The Turbulence of Unbalanced Power
Every so often, Futures Research projects unveil a pervasive challenge that catches our attention. Below is one such discovery.
After completing a series of unassociated projects in public education and healthcare, a meta-theme popped out: the inherent turbulence in the division of labor.
In a nutshell, the theme highlights similarities between education and healthcare organizations. As observed through recent projects, both organization types are similar in the following ways:
- Mission - Committed to improving human life
- Value - Access to expertise
- Advocacy - Actively promotes mission through action
- Accountable - Upstream budgets, benchmarks, and rules are partly defined externally while job performance metrics are defined internally
- Leadership - Enlightened, externally aware, internally focused for sustainability; often opaque for reasons of complexity and flexibility
- Personnel - Educated, confident, and drawn to mission
- Power - Like many private businesses, the organization's power to define strategy and make budget and process decisions is controlled by a small executive team.
Here's where the theme gets interesting: Our projects detected significant concern affecting trust and respect in how an organization's labor is divided between the deciders and the doers. For both organization types, the division is clear and highly reinforced in titles, information sharing, chain of command, decision making practices, policies, physical arrangements, etc.
Unlike many private businesses, the people who deliver the value in these organizations (i.e., the "doers") are often highly trained professionals whose job is to make things better. In education, value is conveyed through an instructor with specialized training who applies their expertise to help students grow, learn, and develop. In healthcare, value is conveyed through a credentialed healthcare professional who guides patients to health.
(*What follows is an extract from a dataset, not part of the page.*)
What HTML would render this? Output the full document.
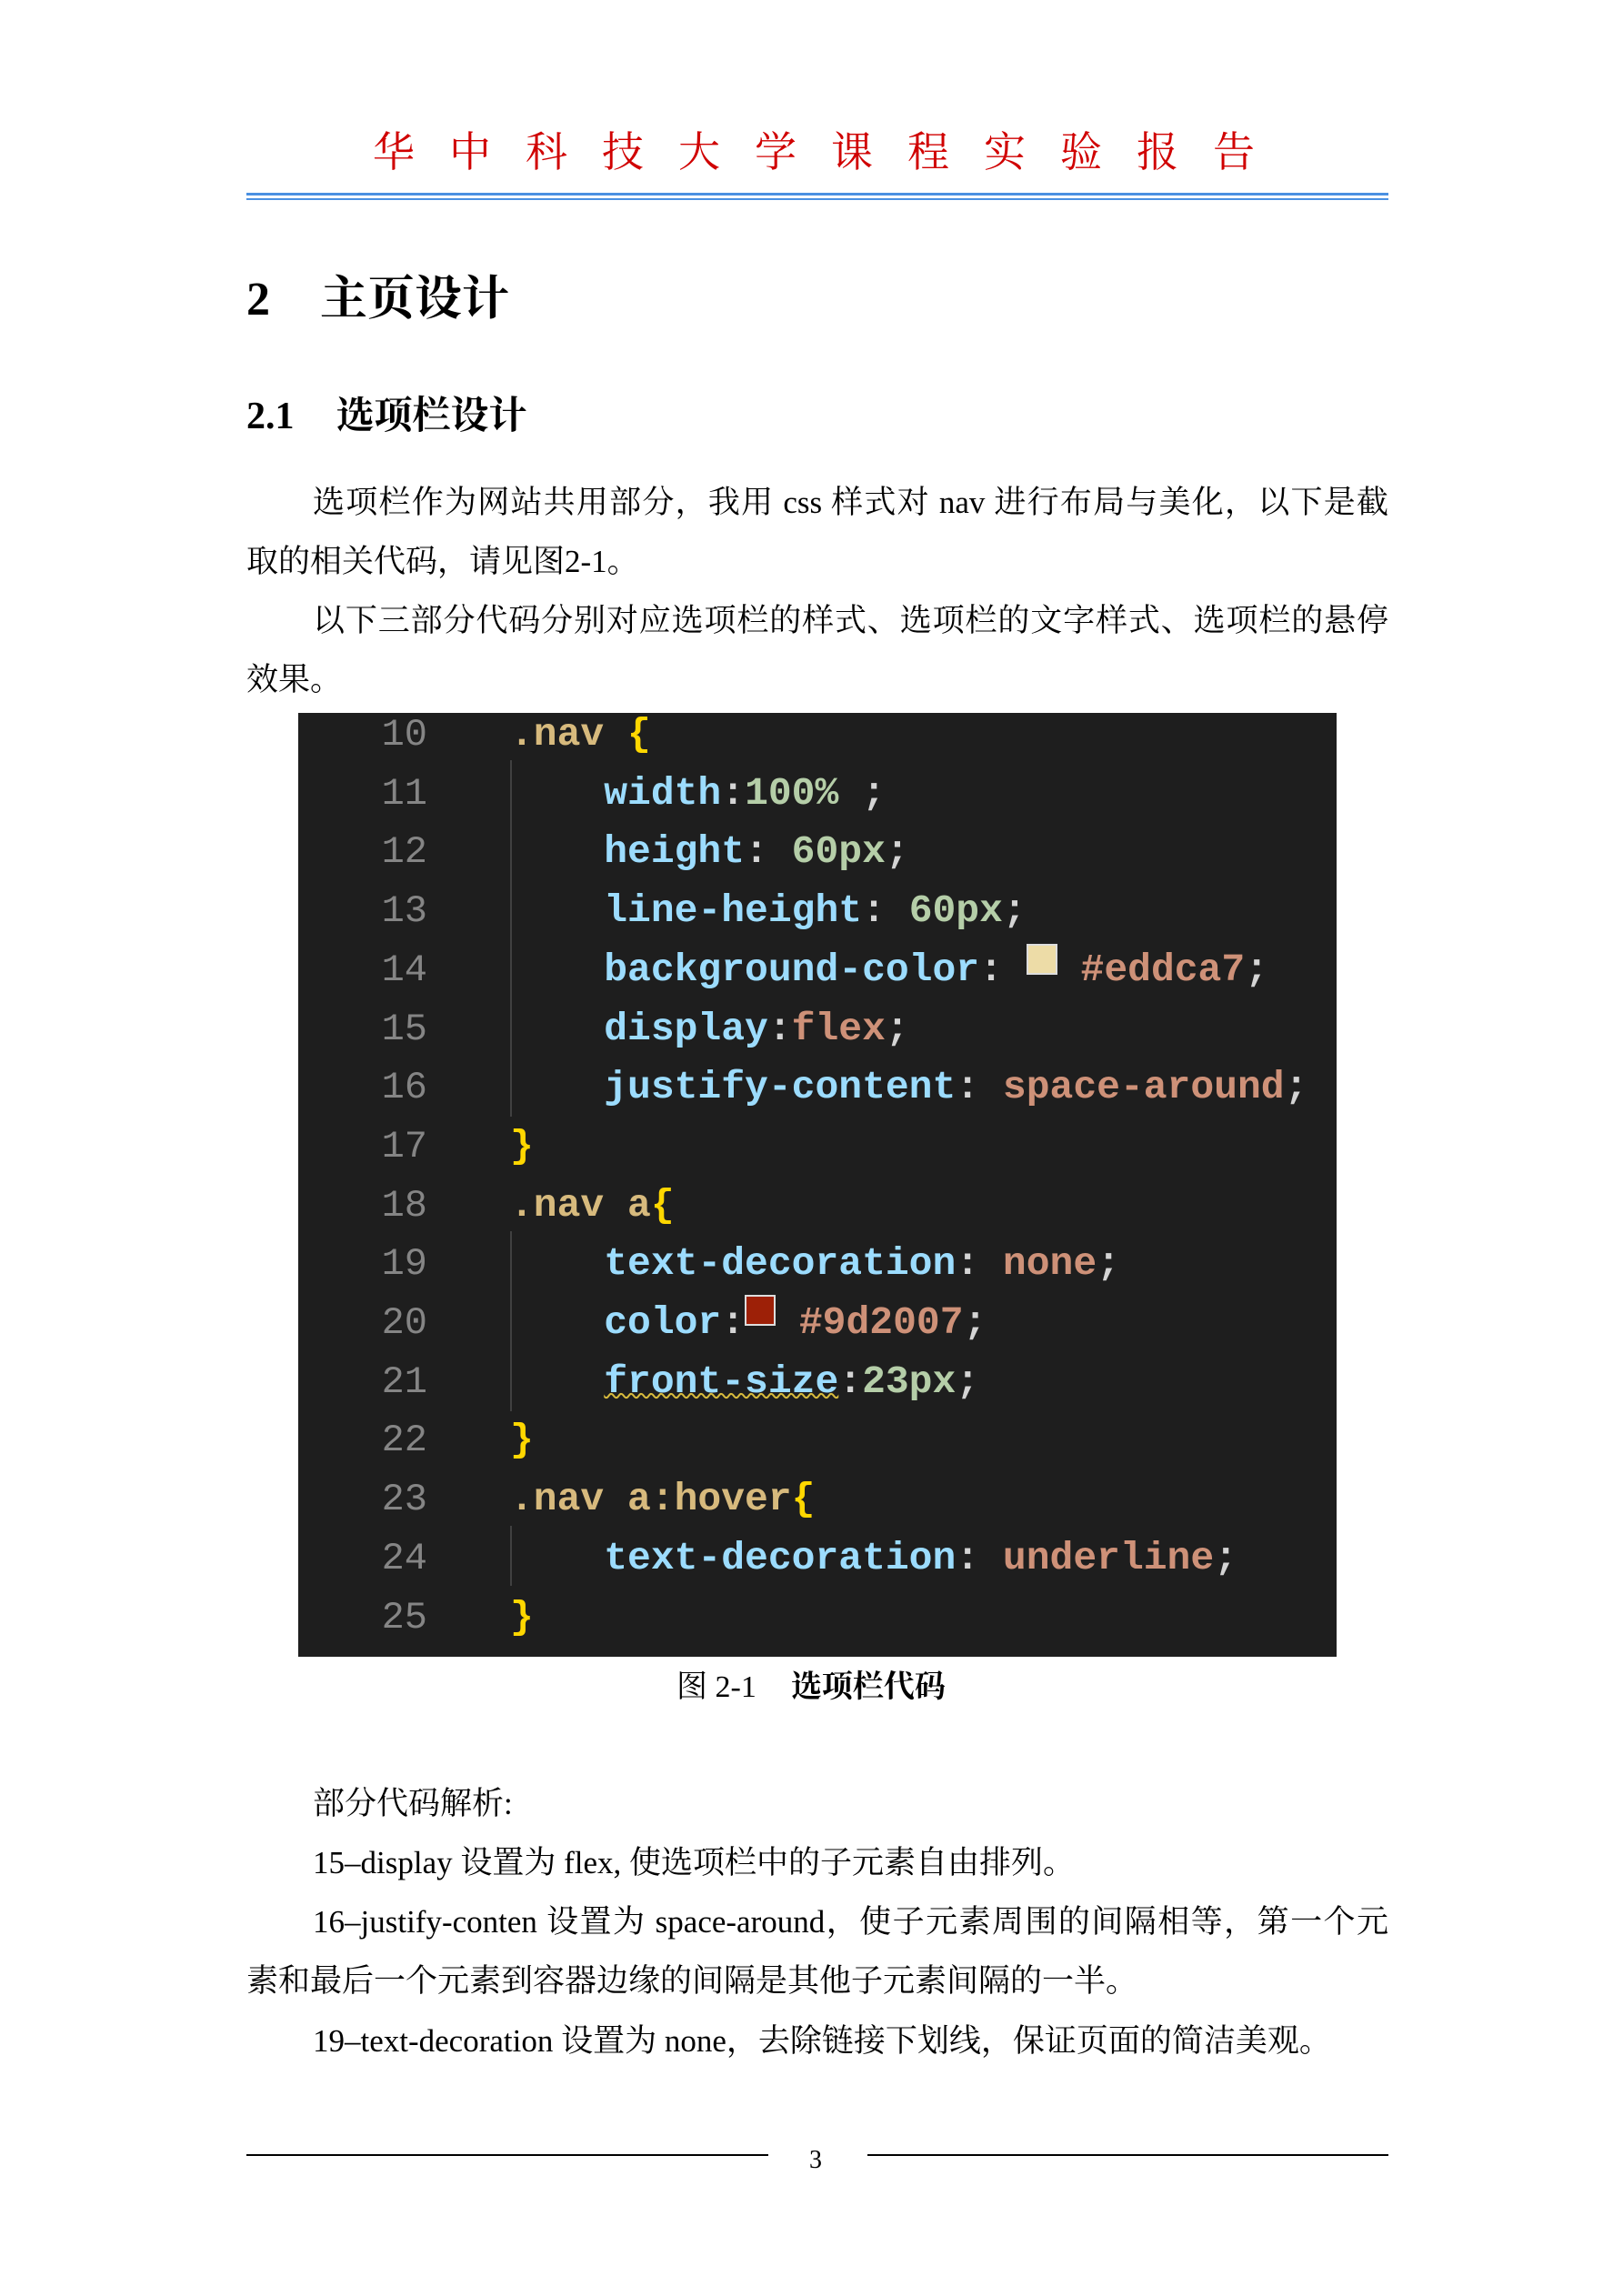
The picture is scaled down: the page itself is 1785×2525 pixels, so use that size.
<!DOCTYPE html>
<html><head><meta charset="utf-8"><style>
body{margin:0;background:#fff;}
#p{position:relative;width:1785px;height:2525px;overflow:hidden;font-family:"Liberation Serif","Noto Serif CJK SC",serif;color:#000;}
.a{position:absolute;white-space:nowrap;}
.t{position:absolute;left:271px;width:1256px;font-size:35px;line-height:65px;}
.j{text-align:justify;text-align-last:justify;white-space:nowrap;}
.code{position:absolute;left:328px;top:784px;width:1142px;height:1038px;background:#1e1e1e;}
.ln{position:absolute;left:0;width:142px;text-align:right;color:#858585;font-family:"Liberation Mono","DejaVu Sans Mono",monospace;font-size:42px;line-height:64.7px;}
.cl{position:absolute;white-space:pre;font-family:"Liberation Mono","DejaVu Sans Mono",monospace;font-size:43px;line-height:64.7px;font-weight:bold;}
.p{color:#9cdcfe}.v{color:#ce9178}.n{color:#b5cea8}.s{color:#d7ba7d}.b{color:#ffd700}.w{color:#d4d4d4}
.g{position:absolute;left:233px;width:2px;background:#404040;}
</style></head><body><div id="p">
<div class="a" style="left:410px;top:138px;font-size:46px;color:#d00000;letter-spacing:38px;line-height:60px;">华中科技大学课程实验报告</div>
<div class="a" style="left:271px;top:212px;width:1256px;height:3px;background:#4a90e2;"></div>
<div class="a" style="left:271px;top:218px;width:1256px;height:2px;background:#4a90e2;"></div>
<div class="a" style="left:271px;top:298px;font-size:52px;font-weight:bold;line-height:64px;">2<span style="display:inline-block;width:55px"></span>主页设计</div>
<div class="a" style="left:271px;top:432px;font-size:42px;font-weight:bold;line-height:52px;">2.1<span style="display:inline-block;width:46px"></span>选项栏设计</div>
<div class="t j" style="top:520px;padding-left:73px;width:1183px;">选项栏作为网站共用部分，我用 css 样式对 nav 进行布局与美化，以下是截</div>
<div class="t" style="top:585px;">取的相关代码，请见图2-1。</div>
<div class="t j" style="top:650px;padding-left:73px;width:1183px;">以下三部分代码分别对应选项栏的样式、选项栏的文字样式、选项栏的悬停</div>
<div class="t" style="top:715px;">效果。</div>
<div class="code">
<div class="g" style="top:52px;height:392px"></div>
<div class="g" style="top:570px;height:198px"></div>
<div class="g" style="top:894px;height:66px"></div>
<div class="ln" style="top:-8px">10<br>11<br>12<br>13<br>14<br>15<br>16<br>17<br>18<br>19<br>20<br>21<br>22<br>23<br>24<br>25</div>
<div class="cl" style="left:233px;top:-8px"><span class="s">.nav</span> <span class="b">{</span>
    <span class="p">width</span><span class="w">:</span><span class="n">100%</span> <span class="w">;</span>
    <span class="p">height</span><span class="w">:</span> <span class="n">60px</span><span class="w">;</span>
    <span class="p">line-height</span><span class="w">:</span> <span class="n">60px</span><span class="w">;</span>
    <span class="p">background-color</span><span class="w">:</span> <span style="display:inline-block;width:30px;height:30px;background:#eddca7;border:2px solid #ddd;vertical-align:6px"></span> <span class="v">#eddca7</span><span class="w">;</span>
    <span class="p">display</span><span class="w">:</span><span class="v">flex</span><span class="w">;</span>
    <span class="p">justify-content</span><span class="w">:</span> <span class="v">space-around</span><span class="w">;</span>
<span class="b">}</span>
<span class="s">.nav a</span><span class="b">{</span>
    <span class="p">text-decoration</span><span class="w">:</span> <span class="v">none</span><span class="w">;</span>
    <span class="p">color</span><span class="w">:</span><span style="display:inline-block;width:30px;height:30px;background:#9d2007;border:2px solid #ddd;vertical-align:8px"></span> <span class="v">#9d2007</span><span class="w">;</span>
    <span class="p" style="text-decoration:underline wavy #d7ba3d;text-decoration-thickness:2px">front-size</span><span class="w">:</span><span class="n">23px</span><span class="w">;</span>
<span class="b">}</span>
<span class="s">.nav a:hover</span><span class="b">{</span>
    <span class="p">text-decoration</span><span class="w">:</span> <span class="v">underline</span><span class="w">;</span>
<span class="b">}</span></div>
</div>
<div class="a" style="left:744px;top:1834px;font-size:34px;line-height:44px;">图 2-1<span style="display:inline-block;width:38px"></span><b>选项栏代码</b></div>
<div class="t" style="top:1951px;left:344px;">部分代码解析:</div>
<div class="t" style="top:2016px;left:344px;">15–display 设置为 flex, 使选项栏中的子元素自由排列。</div>
<div class="t j" style="top:2081px;padding-left:73px;width:1183px;">16–justify-conten 设置为 space-around，使子元素周围的间隔相等，第一个元</div>
<div class="t" style="top:2146px;">素和最后一个元素到容器边缘的间隔是其他子元素间隔的一半。</div>
<div class="t" style="top:2212px;left:344px;">19–text-decoration 设置为 none，去除链接下划线，保证页面的简洁美观。</div>
<div class="a" style="left:271px;top:2369px;width:574px;height:2px;background:#000;"></div>
<div class="a" style="left:954px;top:2369px;width:573px;height:2px;background:#000;"></div>
<div class="a" style="left:890px;top:2356px;font-size:28px;line-height:40px;">3</div>
</div></body></html>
These frontline personnel are smart, observant, and prone to have ideas about how their work can be improved. It is not lost on many frontline doers that those who control the spaces, the schedules, the processes, and the available resources for frontline work are not the people doing the frontline work. This dynamic is a common source for internal turbulence. When decisions are made (or not made) that appear to not improve or even worsen the conditions for frontline workers, the dynamic emerges as an erosion of trust, respect, and confidence.
When discussing this discovery, many leaders of these organizations acknowledge the division of labor between the deciders and the doers can be a source of conflict, but they rather quickly conclude that there really is no other way. I am not so sure.